What is asked
Copy out all lines where "page" appears.

----

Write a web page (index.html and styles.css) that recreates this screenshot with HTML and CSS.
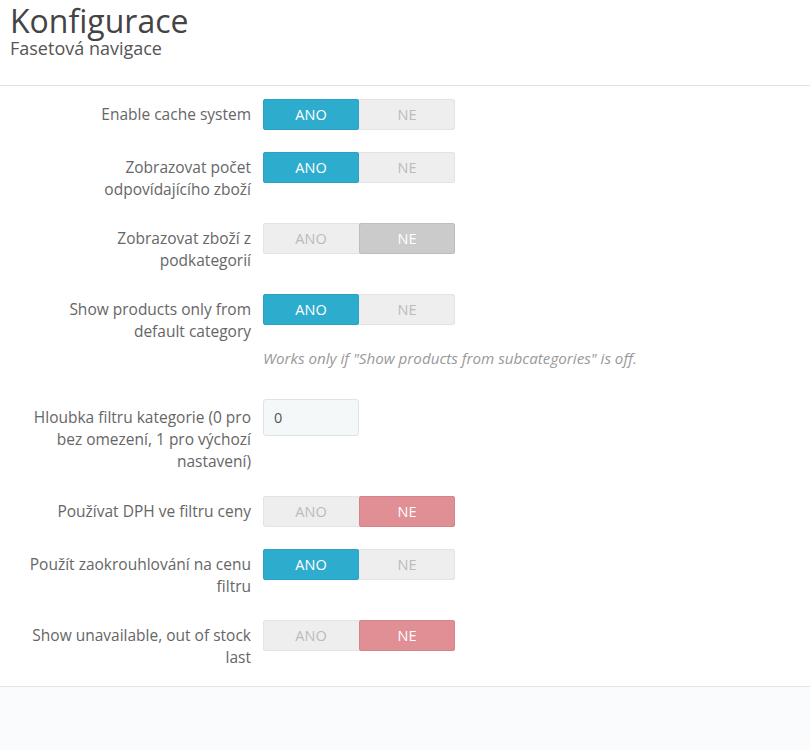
FILE: index.html
```html
<!DOCTYPE html>
<html lang="cs">
<head>
<meta charset="utf-8">
<title>Konfigurace</title>
<link rel="stylesheet" href="styles.css">
</head>
<body>
<header class="page-head">
  <h1 class="title">Konfigurace</h1>
  <div class="subtitle">Fasetová navigace</div>
</header>
<main class="panel">
  <form class="form">
    <div class="row">
      <label class="label">Enable cache system</label>
      <div class="control"><div class="switch"><span class="opt on-yes">ANO</span><span class="opt">NE</span></div></div>
    </div>
    <div class="row">
      <label class="label">Zobrazovat počet odpovídajícího zboží</label>
      <div class="control"><div class="switch"><span class="opt on-yes">ANO</span><span class="opt">NE</span></div></div>
    </div>
    <div class="row">
      <label class="label">Zobrazovat zboží z podkategorií</label>
      <div class="control"><div class="switch"><span class="opt">ANO</span><span class="opt on-gray">NE</span></div></div>
    </div>
    <div class="row">
      <label class="label">Show products only from default category</label>
      <div class="control">
        <div class="switch"><span class="opt on-yes">ANO</span><span class="opt">NE</span></div>
        <p class="help">Works only if "Show products from subcategories" is off.</p>
      </div>
    </div>
    <div class="row row-input">
      <label class="label">Hloubka filtru kategorie (0 pro bez omezení, 1 pro výchozí nastavení)</label>
      <div class="control"><input class="text" type="text" value="0"></div>
    </div>
    <div class="row">
      <label class="label">Používat DPH ve filtru ceny</label>
      <div class="control"><div class="switch"><span class="opt">ANO</span><span class="opt on-no">NE</span></div></div>
    </div>
    <div class="row">
      <label class="label">Použít zaokrouhlování na cenu filtru</label>
      <div class="control"><div class="switch"><span class="opt on-yes">ANO</span><span class="opt">NE</span></div></div>
    </div>
    <div class="row">
      <label class="label">Show unavailable, out of stock last</label>
      <div class="control"><div class="switch"><span class="opt">ANO</span><span class="opt on-no">NE</span></div></div>
    </div>
  </form>
</main>
<div class="foot"></div>
</body>
</html>
```
FILE: styles.css
```css
* { box-sizing: border-box; }
html, body { margin: 0; padding: 0; }
body {
  font-family: "Open Sans", "Liberation Sans", sans-serif;
  background: #fafbfc;
  color: #666;
  width: 810px;
  height: 750px;
  overflow: hidden;
}
.page-head {
  background: #fff;
  padding: 3px 10px 0;
  height: 86px;
  border-bottom: 1px solid #e2e2e2;
}
.title {
  margin: 0;
  font-size: 32px;
  font-weight: 400;
  line-height: 35px;
  color: #444;
}
.subtitle {
  font-size: 18px;
  line-height: 20px;
  color: #555;
}
.panel {
  background: #fff;
  border-bottom: 1px solid #e6e6e6;
  padding: 13px 0 17px;
}
.form {
  display: flex;
  flex-direction: column;
  gap: 22px;
}
.row {
  display: grid;
  grid-template-columns: 225px 192px;
  column-gap: 12px;
  margin-left: 26px;
}
.label {
  text-align: right;
  font-size: 15.5px;
  line-height: 22px;
  padding: 4px 0 1px;
  color: #666;
}
.row-input .label { padding: 7px 0 2px; }
.control { display: flex; flex-direction: column; }
.switch {
  display: flex;
  width: 192px;
  height: 31px;
  background: #eee;
  border-radius: 3px;
  box-shadow: inset 0 0 0 1px #e3e3e3;
}
.opt {
  flex: 1;
  display: flex;
  align-items: center;
  justify-content: center;
  font-size: 14.5px;
  color: #bbb;
  border-radius: 3px;
}
.on-yes { background: #2eacce; color: #fff; box-shadow: inset 0 0 0 1px #2aa2c2; }
.on-no { background: #e08f95; color: #fff; box-shadow: inset 0 0 0 1px #d5838a; }
.on-gray { background: #cbcbcb; color: #fff; box-shadow: inset 0 0 0 1px #bdbdbd; }
.help {
  margin: 23px 0 9px;
  font-size: 15.2px;
  font-style: italic;
  color: #999;
  line-height: 20px;
  white-space: nowrap;
}
.text {
  width: 96px;
  height: 37px;
  background: #f5f8f9;
  border: 1px solid #dde3e6;
  border-radius: 3px;
  padding: 0 10px;
  font-family: inherit;
  font-size: 14.5px;
  color: #555;
}
```
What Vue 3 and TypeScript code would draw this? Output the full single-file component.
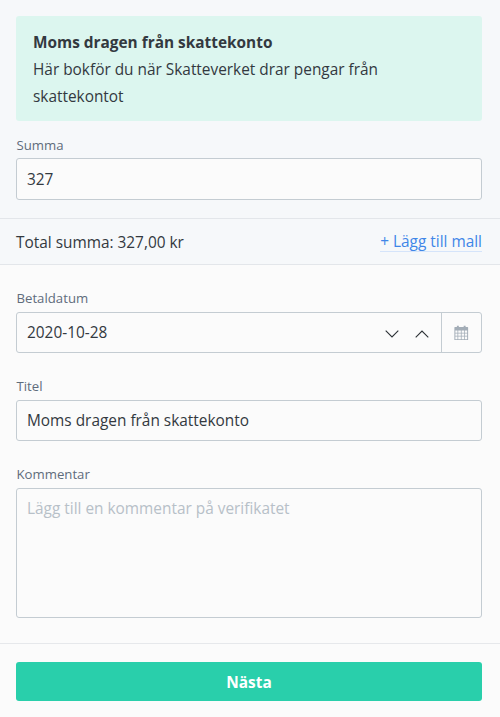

----

Written answer
Write a web page (index.html and styles.css) that recreates this screenshot with HTML and CSS.
<header class="page-head">
.page-head {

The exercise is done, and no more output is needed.